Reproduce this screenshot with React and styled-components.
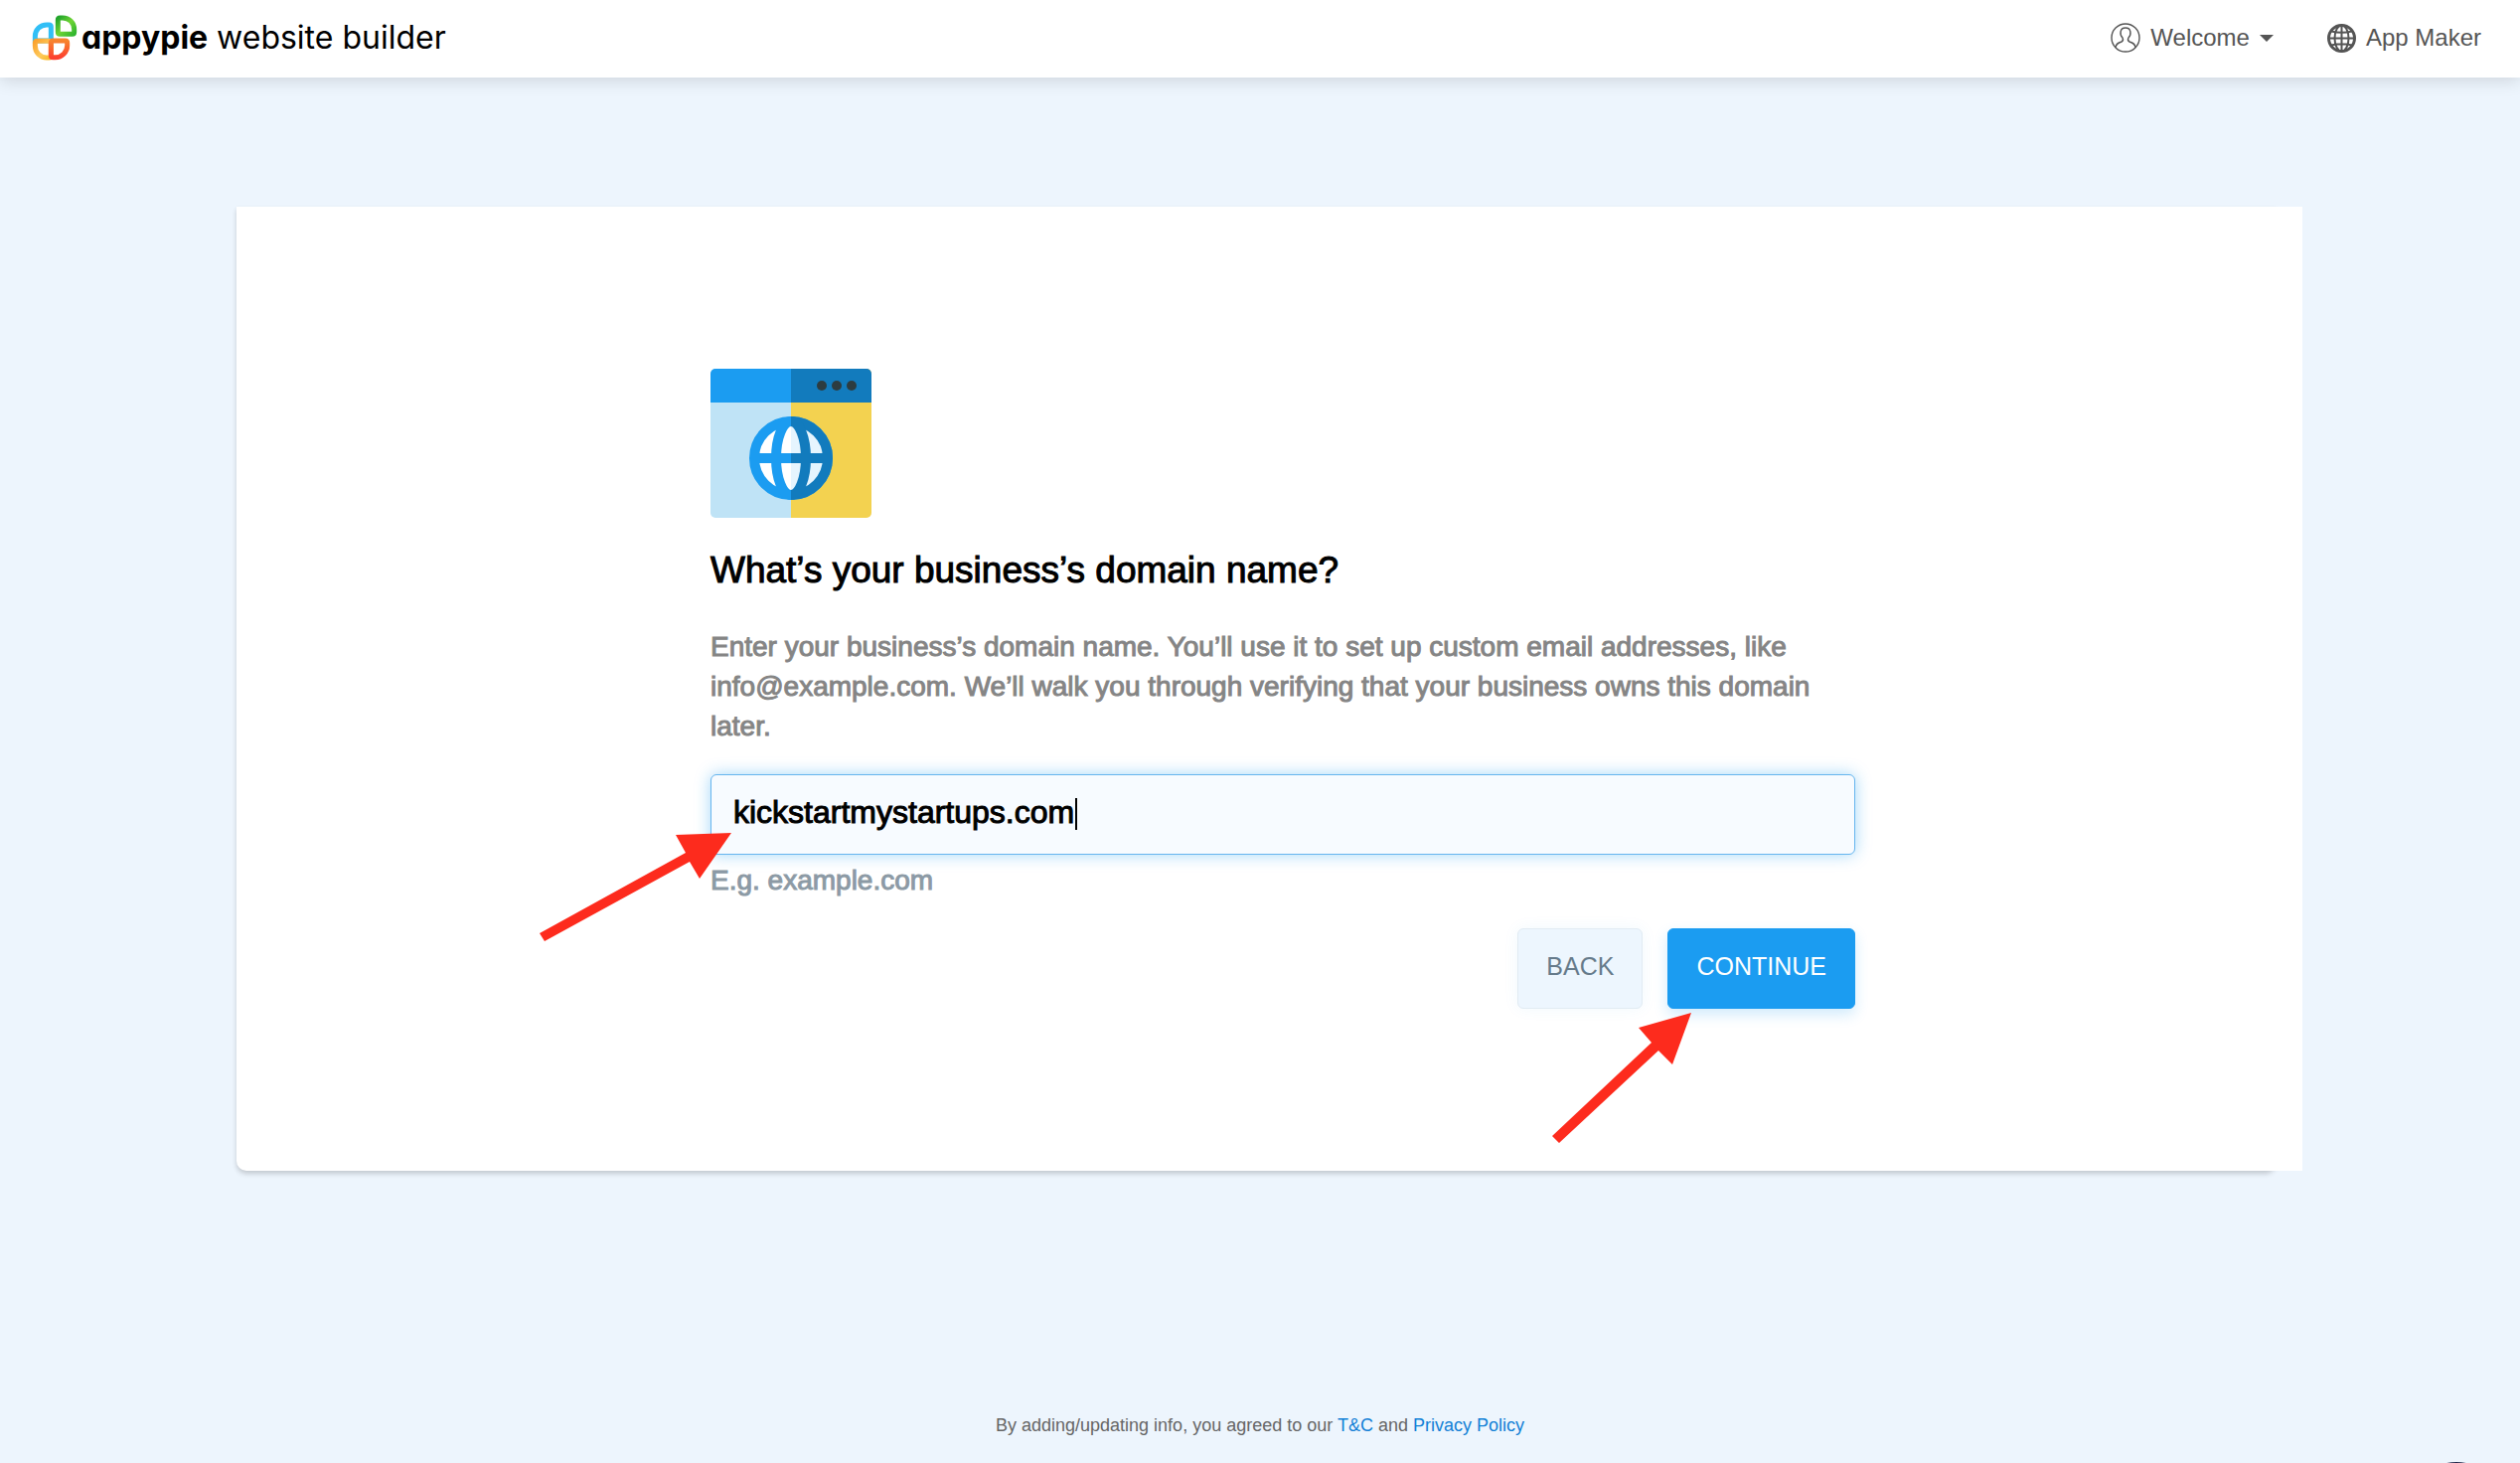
import React, {useState} from 'react';
import styled, {createGlobalStyle} from 'styled-components';

const BLUE = '#1b9cf1';
const ARROW_RED = '#fd2b1d';

const GlobalStyle = createGlobalStyle`
  *,
  *::before,
  *::after {
    box-sizing: border-box;
  }

  body {
    margin: 0;
    background: #edf5fd;
    color: #000;
    font-family: 'Liberation Sans', Arial, sans-serif;
  }
`;

const Page = styled.div`
  display: flex;
  flex-direction: column;
  min-height: 100vh;
`;

const Header = styled.header`
  display: flex;
  align-items: center;
  justify-content: space-between;
  height: 78px;
  padding: 0 39px 2px 32px;
  background: #fff;
  box-shadow: 0 4px 16px rgba(0, 0, 0, 0.12);
`;

const Brand = styled.a`
  display: flex;
  align-items: center;
  gap: 4px;
  color: #000;
  text-decoration: none;
`;

const BrandName = styled.span`
  font-family: Inter, sans-serif;
  font-size: 32px;
  font-weight: 400;
  line-height: 40px;
  font-feature-settings: 'cv11';

  b {
    font-weight: 700;
  }
`;

const Nav = styled.nav`
  display: flex;
  align-items: center;
  gap: 54px;
`;

const navItem = `
  display: flex;
  align-items: center;
  gap: 10px;
  padding: 0;
  border: 0;
  background: none;
  color: #555;
  font-family: inherit;
  font-size: 24px;
  line-height: 32px;
  text-decoration: none;
  cursor: pointer;
`;

const NavButton = styled.button`
  ${navItem}
`;

const NavLink = styled.a`
  ${navItem}
`;

const Main = styled.main`
  padding: 130px 238px 0;
`;

const Card = styled.section`
  margin-right: 8px;
  border-radius: 0 0 10px 10px;
  background: #fff;
  box-shadow: 0 3px 5px rgba(0, 0, 0, 0.18);
`;

// Wider than the card: the row runs past its right edge
const CardRow = styled.div`
  display: flex;
  justify-content: center;
  margin: 0 -27px 0 27px;
  padding: 163px 0;
  background: #fff;
`;

const DomainForm = styled.form`
  display: flex;
  flex-direction: column;
  width: 100%;
  max-width: 1152px;
`;

const Title = styled.h1`
  margin: 33px 0 37px;
  font-size: 37px;
  font-weight: 400;
  line-height: 40px;
  -webkit-text-stroke: 1px currentColor;
`;

const Description = styled.p`
  margin: 0 0 28px;
  color: #858585;
  font-size: 28px;
  line-height: 40px;
  -webkit-text-stroke: 1px currentColor;
`;

const Field = styled.div`
  position: relative;
`;

const DomainInput = styled.input`
  display: block;
  width: 100%;
  height: 81px;
  padding: 0 22px 4px;
  border: 1px solid #66b5ee;
  border-radius: 6px;
  outline: 0;
  background: #f7fbff;
  box-shadow: 0 0 16px rgba(27, 156, 241, 0.4);
  color: #000;
  font-family: inherit;
  font-size: 32px;
  -webkit-text-stroke: 1px currentColor;
`;

const TextCursor = styled.span`
  position: absolute;
  top: 24px;
  left: 367px;
  width: 2px;
  height: 32px;
  background: #000;
`;

const Hint = styled.p`
  margin: 6px 0 0;
  color: #8c9aa5;
  font-size: 28px;
  line-height: 40px;
  -webkit-text-stroke: 1px currentColor;
`;

const Actions = styled.div`
  display: flex;
  justify-content: flex-end;
  gap: 25px;
  margin-top: 28px;
`;

const ActionSlot = styled.div`
  position: relative;
`;

const Button = styled.button`
  height: 81px;
  padding: 0 28px 4px;
  border: 1px solid ${props => (props.$primary ? BLUE : '#e1ebf3')};
  border-radius: 6px;
  background: ${props => (props.$primary ? BLUE : '#edf6fe')};
  box-shadow: ${props =>
    props.$primary ? '0 6px 14px rgba(27, 156, 241, 0.2)' : '0 0 16px rgba(27, 156, 241, 0.06)'};
  color: ${props => (props.$primary ? '#fff' : '#667b8b')};
  font-family: inherit;
  font-size: 25px;
  cursor: pointer;
`;

const Arrow = styled.svg`
  position: absolute;
  top: ${props => props.$top}px;
  left: ${props => props.$left}px;
  fill: ${ARROW_RED};
  pointer-events: none;
`;

const Footer = styled.footer`
  margin-top: auto;
  padding-bottom: 26px;
  color: #666;
  font-size: 18px;
  line-height: 24px;
  text-align: center;

  a {
    color: #1280d6;
    text-decoration: none;
  }
`;

const ChatLauncher = styled.button`
  position: fixed;
  right: 14px;
  bottom: -99px;
  width: 100px;
  height: 100px;
  border: 0;
  border-radius: 50%;
  background: #20264a;
`;

const BrandLogo = () => (
  <svg width="46" height="46" viewBox="96 45 138 138" fill="none" strokeWidth="15" aria-hidden="true">
    <defs>
      <linearGradient id="leafGreen" x1="0" y1="0" x2="1" y2="1">
        <stop offset="0" stopColor="#22a52c" />
        <stop offset="0.5" stopColor="#6fd434" />
        <stop offset="1" stopColor="#31b52e" />
      </linearGradient>
      <linearGradient id="leafYellow" x1="0" y1="0" x2="1" y2="1">
        <stop offset="0" stopColor="#fba32f" />
        <stop offset="0.6" stopColor="#fdc95a" />
        <stop offset="1" stopColor="#f9b92c" />
      </linearGradient>
      <linearGradient id="leafRed" x1="0" y1="0" x2="0" y2="1">
        <stop offset="0" stopColor="#f7842f" />
        <stop offset="1" stopColor="#fc4130" />
      </linearGradient>
    </defs>
    <path
      d="M106 123V110C106 90 121 75 141 75H148Q154 75 154 81V117Q154 123 148 123Z"
      stroke="#31bff6"
    />
    <path
      d="M112 124H148Q154 124 154 130V168Q154 174 148 174H141C121 174 106 158 106 138V130Q106 124 112 124Z"
      stroke="url(#leafYellow)"
    />
    <path
      d="M160 123H197Q203 123 203 129V137C203 157 187 173 167 173H160Q154 173 154 167V129Q154 123 160 123Z"
      stroke="url(#leafRed)"
    />
    <path
      d="M181 54H189C209 54 224 69 224 89V97Q224 103 218 103H181Q175 103 175 97V60Q175 54 181 54Z"
      stroke="url(#leafGreen)"
    />
  </svg>
);

const UserIcon = () => (
  <svg width="30" height="30" viewBox="0 0 30 30" fill="none" stroke="#555" strokeWidth="1.4" aria-hidden="true">
    <circle cx="15" cy="15" r="14" />
    <path d="M5 25C5 21 8 20 11 19C13 18 13 17 12 15C9 12 9 5 15 5C21 5 21 12 18 15C17 17 17 18 19 19C22 20 25 21 25 25" />
  </svg>
);

const CaretIcon = () => (
  <svg width="14" height="7" viewBox="0 0 14 7" fill="#555" aria-hidden="true">
    <path d="M0 0H14L7 7Z" />
  </svg>
);

const GlobeIcon = () => (
  <svg width="29" height="29" viewBox="0 0 29 29" fill="none" stroke="#555" strokeWidth="2" aria-hidden="true">
    <circle cx="14.5" cy="14.5" r="13" strokeWidth="3" />
    <ellipse cx="14.5" cy="14.5" rx="7" ry="13" />
    <path d="M14.5 1V28M1 14.5H28M4 7.5Q14.5 10 25 7.5M4 21.5Q14.5 19 25 21.5" />
  </svg>
);

const DomainIcon = () => (
  <svg width="162" height="150" viewBox="0 0 162 150" aria-hidden="true">
    <defs>
      <clipPath id="windowShape">
        <rect width="162" height="150" rx="5" />
      </clipPath>
      <clipPath id="rightHalf">
        <rect x="81" width="81" height="150" />
      </clipPath>
    </defs>
    <g clipPath="url(#windowShape)">
      <rect width="81" height="150" fill="#bfe3f6" />
      <rect x="81" width="81" height="150" fill="#f3d250" />
      <rect width="81" height="34" fill={BLUE} />
      <rect x="81" width="81" height="34" fill="#127bbd" />
    </g>
    <g fill="#2d3c40">
      <circle cx="112" cy="17" r="5" />
      <circle cx="127" cy="17" r="5" />
      <circle cx="142" cy="17" r="5" />
    </g>
    <g fill="#fff" stroke={BLUE} strokeWidth="10">
      <circle cx="81" cy="90" r="37" />
      <ellipse cx="81" cy="90" rx="15" ry="37" />
      <path d="M44 90H118" />
    </g>
    <g clipPath="url(#rightHalf)" fill="#e6f5fe" stroke="#127bbd" strokeWidth="10">
      <circle cx="81" cy="90" r="37" />
      <ellipse cx="81" cy="90" rx="15" ry="37" />
      <path d="M44 90H118" />
    </g>
  </svg>
);

export default function App() {
  const [domain, setDomain] = useState('kickstartmystartups.com');

  return (
    <>
      <GlobalStyle />
      <Page>
        <Header>
          <Brand href="#">
            <BrandLogo />
            <BrandName>
              <b>appypie</b> website builder
            </BrandName>
          </Brand>
          <Nav>
            <NavButton type="button">
              <UserIcon />
              Welcome
              <CaretIcon />
            </NavButton>
            <NavLink href="#">
              <GlobeIcon />
              App Maker
            </NavLink>
          </Nav>
        </Header>

        <Main>
          <Card>
            <CardRow>
              <DomainForm onSubmit={e => e.preventDefault()}>
                <DomainIcon />
                <Title>What’s your business’s domain name?</Title>
                <Description id="domain-description">
                  Enter your business’s domain name. You’ll use it to set up custom email addresses,
                  like info@example.com. We’ll walk you through verifying that your business owns
                  this domain later.
                </Description>
                <Field>
                  <DomainInput
                    type="text"
                    aria-label="Domain name"
                    aria-describedby="domain-description domain-hint"
                    value={domain}
                    onChange={e => setDomain(e.target.value)}
                  />
                  <TextCursor />
                  <Arrow $top={59} $left={-172} width="193" height="110" aria-hidden="true">
                    <path d="M193 0L137 2L147 20L0 101L5 109L151 29L161 46Z" />
                  </Arrow>
                </Field>
                <Hint id="domain-hint">E.g. example.com</Hint>
                <Actions>
                  <Button type="button">BACK</Button>
                  <ActionSlot>
                    <Button type="submit" $primary>
                      CONTINUE
                    </Button>
                    <Arrow $top={85} $left={-116} width="140" height="132" aria-hidden="true">
                      <path d="M140 0L87 15L100 30L0 124L7 131L107 38L121 52Z" />
                    </Arrow>
                  </ActionSlot>
                </Actions>
              </DomainForm>
            </CardRow>
          </Card>
        </Main>

        <Footer>
          By adding/updating info, you agreed to our <a href="#">T&amp;C</a> and{' '}
          <a href="#">Privacy Policy</a>
        </Footer>
      </Page>
      <ChatLauncher type="button" aria-label="Chat" />
    </>
  );
}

※

• [Task goal] Going through the lines above one by one, tally those with the word "React" and give only the total.

• [Completed exercise] 2